En un escenario así, puede parecer una isla donde se respira un aire sin contaminar, un bosque donde cada uno es cada cual, quien pretenda ofrecer con sencillez un espacio diferente. Mi rostro, mi corazón, mi libertad, todo cuanto en mi vida tiene una forma y un porqué, estarían reclamando ese espacio donde cada uno pueda sin más ser uno mismo, él mismo, sin trampa, sin cartón, sin etiquetación homologada, sin uniformismos ideológicos. Empieza a ser una imperiosa y urgente necesidad.

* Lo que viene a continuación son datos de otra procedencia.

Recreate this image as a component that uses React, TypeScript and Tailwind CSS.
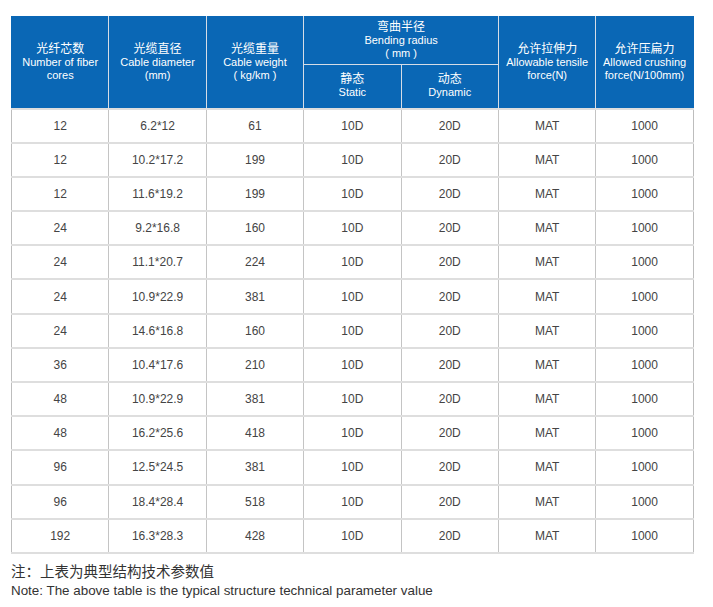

Así es como en medio de todo lo que nos rodea aparece con su ingenua fragilidad la comunidad cristiana con la solera de sus veinte siglos de gracia y pecado, con sus dos mil años de humilde humanidad. Y es bueno recordarlo cada vez que celebramos esa jornada anual en la que miramos a nuestra parcela diocesana como una parte de la Iglesia universal. Una Iglesia que con sus puertas abiertas acoge a quienes llegan con sus heridas y sufrimientos, sus preguntas y dudas, sus esperanzas y certezas, para pedir una acogida que no siempre se obtiene en este mundo tan sofisticado, tan abstracto, tan virtual, en el que el latido de lo humano parece haber perdido su pálpito real.

Entonces la Iglesia abre esa puerta, nos adentra en su hogar y pone su palabra y su gesto de ayuda, acepta una colaboración, enseña a vivir compartiendo y de este modo coopera en la construcción de este mundo inacabado que no sabe nacer del todo en un parto que no logra ver la belleza, la bondad y la paz para la que fue creada la historia poniendo en nuestras manos la mejor posibilidad.

La Iglesia, aún en medio de todas sus lentitudes, sus incoherencias y pecados, es esa humilde portadora de una presencia más grande que ella, y portavoz de una palabra infinitamente más elocuente que cuanto sus labios susurran. La Iglesia del Señor tiene esa indomable pasión de ayudar, colaborar, compartir y cooperar en bien de la humanidad que le ha sido confiada y a la que ha sido enviada. Feliz día de la Iglesia diocesana en la que tomamos conciencia de todo esto, y nos ponemos a servir a los hermanos tal y como hemos aprendido del Señor y Maestro. La Iglesia no es una máquina o una web que con un “clic” te ofrece su canal, sino una comunidad que tiene ojos para ver, labios para hablar, oídos para escuchar y corazón para acoger. Esta es la única red de amor y caridad en la que como cristianos nos queremos enredar.